--- SHORT EXERCISE ---
Once the pictures are set aside, transcribe the remaining data exactly.

* START *

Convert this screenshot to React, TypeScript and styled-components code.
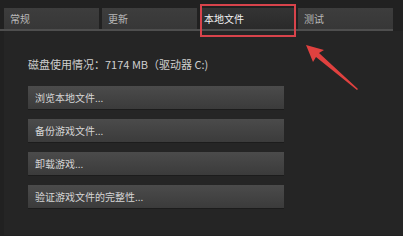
import React from 'react';
import styled, { createGlobalStyle } from 'styled-components';

const GlobalStyle = createGlobalStyle`
  html, body {
    margin: 0;
    padding: 0;
    background: #212121;
  }
  body {
    font-family: "Noto Sans CJK SC", "Liberation Sans", sans-serif;
    -webkit-font-smoothing: antialiased;
  }
`;

const Window = styled.div`
  position: relative;
  width: 403px;
  height: 236px;
  overflow: hidden;
  background: #212121;
`;

const TabBar = styled.div`
  display: flex;
  gap: 3px;
  padding: 8px 0 0 4px;
  width: 393px;
  box-sizing: border-box;
  border-bottom: 2px solid #4e4e4e;
`;

const Tab = styled.div<{ $active?: boolean }>`
  position: relative;
  width: 96px;
  height: 21px;
  box-sizing: border-box;
  padding-left: ${(p) => (p.$active ? '4px' : '6px')};
  display: flex;
  align-items: center;
  font-size: 10px;
  color: ${(p) => (p.$active ? '#f2f2f2' : '#b9b9b9')};
  background: ${(p) =>
    p.$active
      ? 'linear-gradient(#343434, #2a2a2a)'
      : 'linear-gradient(#3d3d3d, #373737)'};
`;

const Highlight = styled.span`
  position: absolute;
  top: -4px;
  left: 0;
  right: -1px;
  bottom: -8px;
  border: 2px solid #d8434b;
  pointer-events: none;
`;

const Panel = styled.div`
  margin-left: 4px;
  height: 204px;
  background: #252525;
  padding: 26px 0 0 24px;
  box-sizing: border-box;
`;

const Usage = styled.div`
  font-size: 11px;
  color: #cfcfcf;
  line-height: 14px;
  margin-bottom: 15px;
`;

const ButtonList = styled.div`
  display: flex;
  flex-direction: column;
  gap: 10px;
  width: 256px;
`;

const ActionButton = styled.div`
  height: 23px;
  display: flex;
  align-items: center;
  padding-left: 7px;
  font-size: 10px;
  color: #d6d6d6;
  background: linear-gradient(#4b4b4b, #3b3b3b);
  box-shadow: 0 1px 0 #1c1c1c;
`;

const Arrow = styled.svg`
  position: absolute;
  left: 300px;
  top: 40px;
`;

const tabs = ['常规', '更新', '本地文件', '测试'];
const actions = ['浏览本地文件...', '备份游戏文件...', '卸载游戏...', '验证游戏文件的完整性...'];

export default function App() {
  return (
    <Window>
      <GlobalStyle />
      <TabBar>
        {tabs.map((t, i) => (
          <Tab key={t} $active={i === 2}>
            {t}
            {i === 2 && <Highlight />}
          </Tab>
        ))}
      </TabBar>
      <Panel>
        <Usage>磁盘使用情况：7174 MB（驱动器 C:)</Usage>
        <ButtonList>
          {actions.map((a) => (
            <ActionButton key={a}>{a}</ActionButton>
          ))}
        </ButtonList>
      </Panel>
      <Arrow width="65" height="55" viewBox="0 0 65 55">
        <polygon points="6,5 24,10 19,13 58,49 57,50 16,17 13,22" fill="#e0413f" />
      </Arrow>
    </Window>
  );
}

* END *

--- SOLUTION TO THIS EXERCISE ---
Convert this screenshot to React, TypeScript and styled-components code.
import React from 'react';
import styled, { createGlobalStyle } from 'styled-components';

const GlobalStyle = createGlobalStyle`
  html, body {
    margin: 0;
    padding: 0;
    background: #212121;
  }
  body {
    font-family: "Noto Sans CJK SC", "Liberation Sans", sans-serif;
    -webkit-font-smoothing: antialiased;
  }
`;

const Window = styled.div`
  position: relative;
  width: 403px;
  height: 236px;
  overflow: hidden;
  background: #212121;
`;

const TabBar = styled.div`
  display: flex;
  gap: 3px;
  padding: 8px 0 0 4px;
  width: 393px;
  box-sizing: border-box;
  border-bottom: 2px solid #4e4e4e;
`;

const Tab = styled.div<{ $active?: boolean }>`
  position: relative;
  width: 96px;
  height: 21px;
  box-sizing: border-box;
  padding-left: ${(p) => (p.$active ? '4px' : '6px')};
  display: flex;
  align-items: center;
  font-size: 10px;
  color: ${(p) => (p.$active ? '#f2f2f2' : '#b9b9b9')};
  background: ${(p) =>
    p.$active
      ? 'linear-gradient(#343434, #2a2a2a)'
      : 'linear-gradient(#3d3d3d, #373737)'};
`;

const Highlight = styled.span`
  position: absolute;
  top: -4px;
  left: 0;
  right: -1px;
  bottom: -8px;
  border: 2px solid #d8434b;
  pointer-events: none;
`;

const Panel = styled.div`
  margin-left: 4px;
  height: 204px;
  background: #252525;
  padding: 26px 0 0 24px;
  box-sizing: border-box;
`;

const Usage = styled.div`
  font-size: 11px;
  color: #cfcfcf;
  line-height: 14px;
  margin-bottom: 15px;
`;

const ButtonList = styled.div`
  display: flex;
  flex-direction: column;
  gap: 10px;
  width: 256px;
`;

const ActionButton = styled.div`
  height: 23px;
  display: flex;
  align-items: center;
  padding-left: 7px;
  font-size: 10px;
  color: #d6d6d6;
  background: linear-gradient(#4b4b4b, #3b3b3b);
  box-shadow: 0 1px 0 #1c1c1c;
`;

const Arrow = styled.svg`
  position: absolute;
  left: 300px;
  top: 40px;
`;

const tabs = ['常规', '更新', '本地文件', '测试'];
const actions = ['浏览本地文件...', '备份游戏文件...', '卸载游戏...', '验证游戏文件的完整性...'];

export default function App() {
  return (
    <Window>
      <GlobalStyle />
      <TabBar>
        {tabs.map((t, i) => (
          <Tab key={t} $active={i === 2}>
            {t}
            {i === 2 && <Highlight />}
          </Tab>
        ))}
      </TabBar>
      <Panel>
        <Usage>磁盘使用情况：7174 MB（驱动器 C:)</Usage>
        <ButtonList>
          {actions.map((a) => (
            <ActionButton key={a}>{a}</ActionButton>
          ))}
        </ButtonList>
      </Panel>
      <Arrow width="65" height="55" viewBox="0 0 65 55">
        <polygon points="6,5 24,10 19,13 58,49 57,50 16,17 13,22" fill="#e0413f" />
      </Arrow>
    </Window>
  );
}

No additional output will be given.